The Stream Concordance is an information visualization technology that creates keyword-in-context (KWIC) view of microblog stream messages (e.g., Twitter). It provides quick browsing of trend keywords and various usage contexts of them, and then facilitates real-time capture of public interest.

The Stream Concordance is implemented as a service on the Knowledge-Language Grid. Therefore, by connecting the Stream Concordance with the Twitter Archive Service, it is able to obtain and organize twitters containing a certain keyword submitted to Twitter in real time. In addition, it is also possible to dynamically add various information analysis services between the Stream Concordance and the Twitter Archive Services, so as to analyze the twitters with diverse perspectives. For example, adding the WISDOM information analysis service developed by the Information Analysis Laboratory, allows classification of the twitters into positive and negative ones; adding the proper noun extraction service provides sub keywords identification functions.

 

Sticker

Sticker is a visualization data mining service for visualizing heterogeneous datasets in a variety of fields, by plotting datasets on a three-dimensional space having a time axis, a longitude axis, and a latitude axis. Through visualizing events extracted from heterogeneous datasets in a variety of fields on the same space, it is able to visually discover not just the spatial-temporal correlations between events, but also the patterns, trends, and anomalies of the associations between events. Sticker is then useful in helping users to generate new hypotheses based on these discoveries. Furthermore, by checking events updated in real time on Sticker, it is able for users, who hold verified hypotheses, to predict the associations between events in real time.
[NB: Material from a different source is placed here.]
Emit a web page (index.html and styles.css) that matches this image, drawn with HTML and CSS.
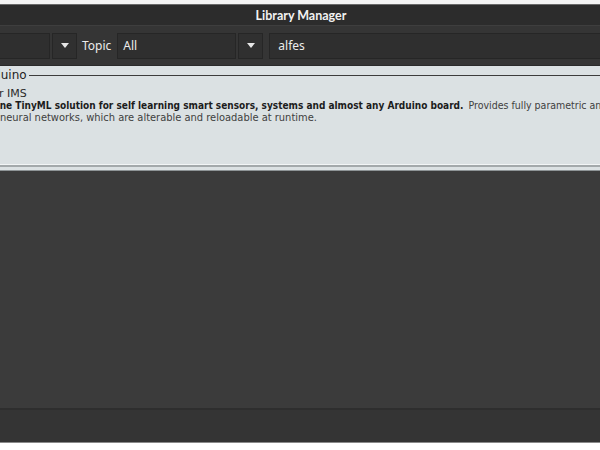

By connecting the services of Knowledge-Language Grid Testbed and the Sticker, it is able to visually discover associations between real space information obtained from sensor devices and cyber space information extracted from social media, and the Web. In this way, we are able to support the discovery of hypotheses of associations between various phenomena that have not been combined in the past, to help predict phenomena in real time.